> _Your task_
Within the listing below, locate all lines containing the word "components". Copy each one.

> _Given material_

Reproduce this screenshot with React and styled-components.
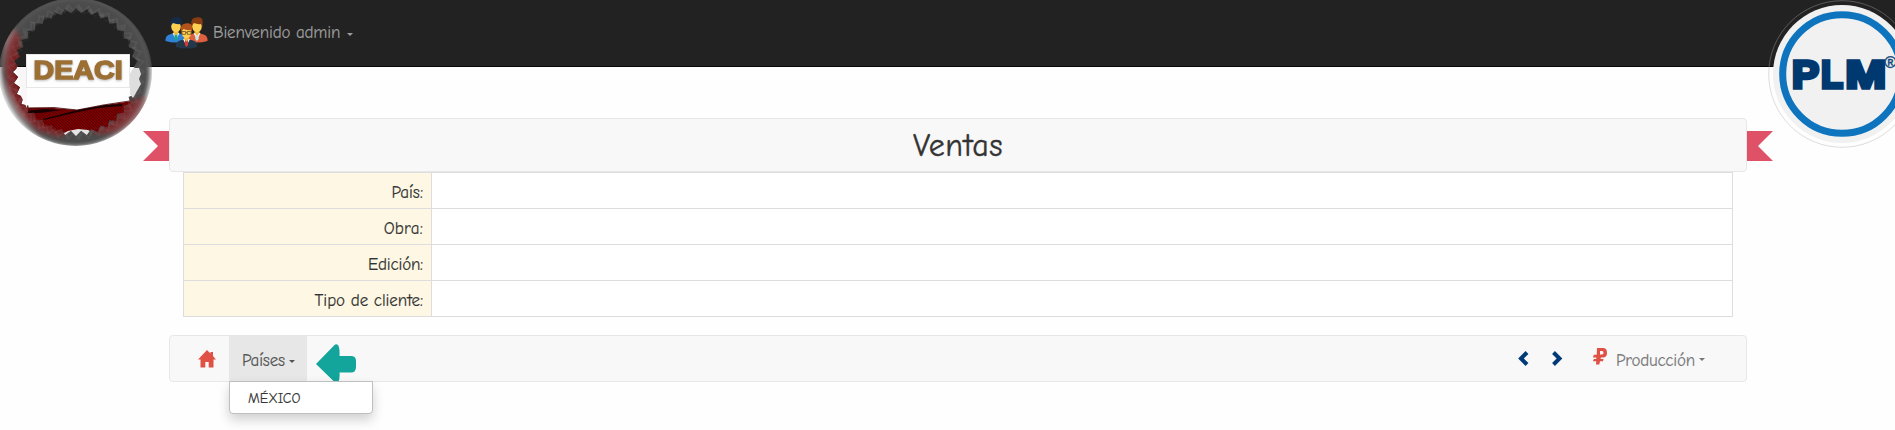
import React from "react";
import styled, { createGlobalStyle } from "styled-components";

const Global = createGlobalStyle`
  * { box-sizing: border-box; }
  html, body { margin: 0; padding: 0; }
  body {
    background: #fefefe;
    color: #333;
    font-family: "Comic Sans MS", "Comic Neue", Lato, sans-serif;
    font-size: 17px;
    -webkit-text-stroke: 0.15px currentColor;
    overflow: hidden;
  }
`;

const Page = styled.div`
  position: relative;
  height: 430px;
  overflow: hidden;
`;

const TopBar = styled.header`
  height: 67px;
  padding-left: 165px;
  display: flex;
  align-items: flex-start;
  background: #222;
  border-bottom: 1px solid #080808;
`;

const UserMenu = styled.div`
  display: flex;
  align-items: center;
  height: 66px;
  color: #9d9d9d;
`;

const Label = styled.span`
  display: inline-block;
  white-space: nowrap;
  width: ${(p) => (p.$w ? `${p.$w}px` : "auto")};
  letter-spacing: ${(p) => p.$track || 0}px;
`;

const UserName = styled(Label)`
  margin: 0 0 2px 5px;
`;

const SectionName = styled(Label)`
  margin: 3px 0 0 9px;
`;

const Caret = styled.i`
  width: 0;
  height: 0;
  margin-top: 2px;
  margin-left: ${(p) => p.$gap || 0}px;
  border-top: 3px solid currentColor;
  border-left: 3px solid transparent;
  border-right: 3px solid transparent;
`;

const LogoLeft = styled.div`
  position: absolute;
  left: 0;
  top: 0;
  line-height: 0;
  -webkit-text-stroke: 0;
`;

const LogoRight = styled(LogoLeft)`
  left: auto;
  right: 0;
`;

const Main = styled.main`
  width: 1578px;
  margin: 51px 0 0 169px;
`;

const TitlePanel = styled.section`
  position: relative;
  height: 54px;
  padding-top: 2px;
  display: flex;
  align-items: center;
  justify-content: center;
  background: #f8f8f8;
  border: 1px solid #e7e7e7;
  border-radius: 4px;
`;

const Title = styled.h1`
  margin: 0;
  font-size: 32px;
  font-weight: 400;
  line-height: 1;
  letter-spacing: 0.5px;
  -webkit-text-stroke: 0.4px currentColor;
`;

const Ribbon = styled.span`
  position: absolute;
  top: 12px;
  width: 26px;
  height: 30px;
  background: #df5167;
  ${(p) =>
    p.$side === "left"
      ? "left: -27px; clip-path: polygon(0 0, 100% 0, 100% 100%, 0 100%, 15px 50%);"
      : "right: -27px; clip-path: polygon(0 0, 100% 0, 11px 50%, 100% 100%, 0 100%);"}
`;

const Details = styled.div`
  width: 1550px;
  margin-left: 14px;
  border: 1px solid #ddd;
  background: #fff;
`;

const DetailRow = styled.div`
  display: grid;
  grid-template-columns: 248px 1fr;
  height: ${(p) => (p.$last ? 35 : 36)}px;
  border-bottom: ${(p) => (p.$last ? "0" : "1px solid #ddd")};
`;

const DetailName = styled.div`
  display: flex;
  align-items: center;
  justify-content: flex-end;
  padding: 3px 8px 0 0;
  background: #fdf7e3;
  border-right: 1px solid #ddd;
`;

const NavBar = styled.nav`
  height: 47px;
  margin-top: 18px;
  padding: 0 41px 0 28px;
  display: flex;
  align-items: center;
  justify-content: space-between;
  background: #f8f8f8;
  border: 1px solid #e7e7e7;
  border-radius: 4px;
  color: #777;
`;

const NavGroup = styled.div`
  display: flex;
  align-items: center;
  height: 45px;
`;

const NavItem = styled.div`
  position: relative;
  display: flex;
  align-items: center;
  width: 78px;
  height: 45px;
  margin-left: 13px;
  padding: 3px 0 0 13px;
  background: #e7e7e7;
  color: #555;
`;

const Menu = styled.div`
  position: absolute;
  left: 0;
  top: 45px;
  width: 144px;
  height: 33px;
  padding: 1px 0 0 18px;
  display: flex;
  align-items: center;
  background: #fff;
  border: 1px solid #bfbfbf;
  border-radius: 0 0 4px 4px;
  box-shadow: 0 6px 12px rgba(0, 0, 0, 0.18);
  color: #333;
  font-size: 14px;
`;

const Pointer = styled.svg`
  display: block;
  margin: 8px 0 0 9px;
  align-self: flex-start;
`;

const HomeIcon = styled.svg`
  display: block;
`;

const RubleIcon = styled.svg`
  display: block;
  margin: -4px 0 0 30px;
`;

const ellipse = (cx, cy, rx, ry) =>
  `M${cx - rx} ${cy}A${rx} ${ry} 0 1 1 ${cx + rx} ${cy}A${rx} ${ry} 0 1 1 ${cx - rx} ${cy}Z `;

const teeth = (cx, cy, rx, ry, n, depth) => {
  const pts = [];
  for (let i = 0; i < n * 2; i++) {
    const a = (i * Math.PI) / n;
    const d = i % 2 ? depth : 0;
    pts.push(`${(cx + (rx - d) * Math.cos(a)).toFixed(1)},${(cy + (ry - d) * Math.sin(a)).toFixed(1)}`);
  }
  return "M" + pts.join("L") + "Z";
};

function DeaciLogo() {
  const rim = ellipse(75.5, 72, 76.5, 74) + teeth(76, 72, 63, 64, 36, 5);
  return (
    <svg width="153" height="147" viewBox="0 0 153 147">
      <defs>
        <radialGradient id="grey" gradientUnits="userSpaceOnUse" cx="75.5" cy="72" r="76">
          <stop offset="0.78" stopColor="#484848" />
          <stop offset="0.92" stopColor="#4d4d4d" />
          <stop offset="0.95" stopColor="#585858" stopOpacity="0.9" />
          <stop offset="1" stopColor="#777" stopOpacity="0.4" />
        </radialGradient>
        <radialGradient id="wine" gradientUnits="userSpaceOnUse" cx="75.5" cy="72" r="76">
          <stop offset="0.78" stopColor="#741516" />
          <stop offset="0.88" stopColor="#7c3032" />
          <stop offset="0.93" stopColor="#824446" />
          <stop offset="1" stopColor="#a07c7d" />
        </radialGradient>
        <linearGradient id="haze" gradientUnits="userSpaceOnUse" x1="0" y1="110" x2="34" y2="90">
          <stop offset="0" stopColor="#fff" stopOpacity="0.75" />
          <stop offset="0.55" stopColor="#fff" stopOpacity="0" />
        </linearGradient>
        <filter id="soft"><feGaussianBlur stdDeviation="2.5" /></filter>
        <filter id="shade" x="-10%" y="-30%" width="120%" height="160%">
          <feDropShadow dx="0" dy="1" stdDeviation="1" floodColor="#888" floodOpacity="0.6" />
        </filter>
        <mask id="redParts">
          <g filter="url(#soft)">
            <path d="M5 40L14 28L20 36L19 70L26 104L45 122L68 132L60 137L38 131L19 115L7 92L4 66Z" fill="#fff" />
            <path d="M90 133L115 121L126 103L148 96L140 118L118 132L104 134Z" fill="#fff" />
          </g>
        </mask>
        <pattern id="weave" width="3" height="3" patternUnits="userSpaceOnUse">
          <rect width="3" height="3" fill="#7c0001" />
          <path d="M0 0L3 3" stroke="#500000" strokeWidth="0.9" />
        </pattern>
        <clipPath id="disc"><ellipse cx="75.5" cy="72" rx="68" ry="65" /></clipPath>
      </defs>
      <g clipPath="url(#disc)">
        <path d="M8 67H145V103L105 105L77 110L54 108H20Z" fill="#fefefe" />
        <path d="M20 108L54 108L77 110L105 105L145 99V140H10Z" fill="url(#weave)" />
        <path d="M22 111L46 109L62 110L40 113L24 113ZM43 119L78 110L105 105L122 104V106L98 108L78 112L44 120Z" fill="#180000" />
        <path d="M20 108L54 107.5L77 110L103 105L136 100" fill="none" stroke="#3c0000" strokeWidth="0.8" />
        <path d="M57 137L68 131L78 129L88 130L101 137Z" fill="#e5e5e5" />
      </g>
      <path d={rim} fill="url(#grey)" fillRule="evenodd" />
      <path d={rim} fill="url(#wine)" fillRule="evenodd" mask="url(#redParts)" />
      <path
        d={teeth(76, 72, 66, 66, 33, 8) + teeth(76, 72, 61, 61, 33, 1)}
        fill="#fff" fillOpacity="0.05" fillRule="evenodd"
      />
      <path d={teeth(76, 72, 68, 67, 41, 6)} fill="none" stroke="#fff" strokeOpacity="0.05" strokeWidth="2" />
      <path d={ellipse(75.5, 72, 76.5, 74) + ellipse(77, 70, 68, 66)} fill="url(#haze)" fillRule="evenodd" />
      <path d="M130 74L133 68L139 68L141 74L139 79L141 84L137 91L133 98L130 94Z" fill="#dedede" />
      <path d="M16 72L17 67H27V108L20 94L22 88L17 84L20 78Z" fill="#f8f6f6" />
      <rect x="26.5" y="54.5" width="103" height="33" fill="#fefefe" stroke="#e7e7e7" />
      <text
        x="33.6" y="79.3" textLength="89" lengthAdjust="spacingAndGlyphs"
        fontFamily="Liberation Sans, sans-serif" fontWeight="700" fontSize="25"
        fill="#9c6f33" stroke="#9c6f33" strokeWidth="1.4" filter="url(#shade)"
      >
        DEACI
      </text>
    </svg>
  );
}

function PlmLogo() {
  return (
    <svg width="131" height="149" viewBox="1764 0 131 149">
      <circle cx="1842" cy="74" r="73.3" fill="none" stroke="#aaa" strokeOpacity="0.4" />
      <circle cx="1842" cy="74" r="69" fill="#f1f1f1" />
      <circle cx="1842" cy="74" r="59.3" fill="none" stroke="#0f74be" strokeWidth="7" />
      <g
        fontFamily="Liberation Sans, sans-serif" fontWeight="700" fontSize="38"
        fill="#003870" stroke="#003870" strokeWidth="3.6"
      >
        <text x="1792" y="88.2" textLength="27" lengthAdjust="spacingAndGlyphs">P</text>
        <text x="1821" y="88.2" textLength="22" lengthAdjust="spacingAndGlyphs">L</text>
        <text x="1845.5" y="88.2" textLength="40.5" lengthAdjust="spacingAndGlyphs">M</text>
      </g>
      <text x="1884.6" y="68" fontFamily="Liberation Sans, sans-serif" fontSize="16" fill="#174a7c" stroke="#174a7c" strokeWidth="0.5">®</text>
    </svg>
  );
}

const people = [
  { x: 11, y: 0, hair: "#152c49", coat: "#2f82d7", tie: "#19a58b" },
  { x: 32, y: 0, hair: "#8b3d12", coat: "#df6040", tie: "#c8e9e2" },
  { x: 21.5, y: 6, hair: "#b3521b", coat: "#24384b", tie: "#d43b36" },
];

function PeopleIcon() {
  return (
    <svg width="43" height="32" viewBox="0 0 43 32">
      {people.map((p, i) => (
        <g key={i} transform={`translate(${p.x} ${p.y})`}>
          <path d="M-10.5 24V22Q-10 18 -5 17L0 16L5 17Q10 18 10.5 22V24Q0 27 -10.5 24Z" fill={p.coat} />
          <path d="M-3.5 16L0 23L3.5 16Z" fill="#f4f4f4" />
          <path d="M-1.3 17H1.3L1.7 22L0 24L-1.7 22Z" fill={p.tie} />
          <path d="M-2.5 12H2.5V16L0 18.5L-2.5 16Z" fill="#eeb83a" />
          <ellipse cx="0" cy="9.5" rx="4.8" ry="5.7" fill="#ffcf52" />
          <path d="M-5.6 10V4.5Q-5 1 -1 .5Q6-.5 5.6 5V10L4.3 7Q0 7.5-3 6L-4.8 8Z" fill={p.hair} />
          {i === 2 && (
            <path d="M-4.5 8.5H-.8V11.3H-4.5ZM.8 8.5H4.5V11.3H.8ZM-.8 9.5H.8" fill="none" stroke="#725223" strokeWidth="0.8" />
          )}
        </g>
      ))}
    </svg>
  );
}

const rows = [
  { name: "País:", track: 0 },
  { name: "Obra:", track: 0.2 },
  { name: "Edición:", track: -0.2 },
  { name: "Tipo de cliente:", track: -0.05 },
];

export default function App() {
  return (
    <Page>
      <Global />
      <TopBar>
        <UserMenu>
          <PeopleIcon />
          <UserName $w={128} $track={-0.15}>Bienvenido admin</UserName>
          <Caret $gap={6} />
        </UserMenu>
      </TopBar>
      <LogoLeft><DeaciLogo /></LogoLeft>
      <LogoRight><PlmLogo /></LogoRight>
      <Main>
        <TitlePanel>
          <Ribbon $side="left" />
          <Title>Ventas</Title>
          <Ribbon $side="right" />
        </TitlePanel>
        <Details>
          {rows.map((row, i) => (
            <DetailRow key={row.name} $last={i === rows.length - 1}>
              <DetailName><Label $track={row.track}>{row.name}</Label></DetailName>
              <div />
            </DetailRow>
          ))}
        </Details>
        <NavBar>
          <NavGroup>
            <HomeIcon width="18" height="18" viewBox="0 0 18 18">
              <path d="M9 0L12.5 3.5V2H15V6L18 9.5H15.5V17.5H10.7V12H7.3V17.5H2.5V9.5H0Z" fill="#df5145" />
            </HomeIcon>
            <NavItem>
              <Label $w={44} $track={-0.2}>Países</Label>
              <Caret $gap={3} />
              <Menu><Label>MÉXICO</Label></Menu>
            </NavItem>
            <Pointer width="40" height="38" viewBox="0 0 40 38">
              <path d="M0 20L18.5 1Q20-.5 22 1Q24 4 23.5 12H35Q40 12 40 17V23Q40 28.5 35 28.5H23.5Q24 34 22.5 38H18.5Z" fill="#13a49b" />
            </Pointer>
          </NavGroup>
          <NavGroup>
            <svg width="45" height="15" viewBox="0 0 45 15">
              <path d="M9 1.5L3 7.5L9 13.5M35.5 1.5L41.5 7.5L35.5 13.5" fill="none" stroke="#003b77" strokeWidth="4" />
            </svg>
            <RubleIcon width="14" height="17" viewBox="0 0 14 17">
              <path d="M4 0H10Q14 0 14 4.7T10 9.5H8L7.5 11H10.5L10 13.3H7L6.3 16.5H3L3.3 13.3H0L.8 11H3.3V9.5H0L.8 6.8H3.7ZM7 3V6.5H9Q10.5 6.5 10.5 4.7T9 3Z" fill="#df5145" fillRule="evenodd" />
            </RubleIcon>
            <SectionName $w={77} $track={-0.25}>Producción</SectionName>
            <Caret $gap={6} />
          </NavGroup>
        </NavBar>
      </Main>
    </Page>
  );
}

> _Right answer_
Reproduce this screenshot with React and styled-components.
import styled, { createGlobalStyle } from "styled-components";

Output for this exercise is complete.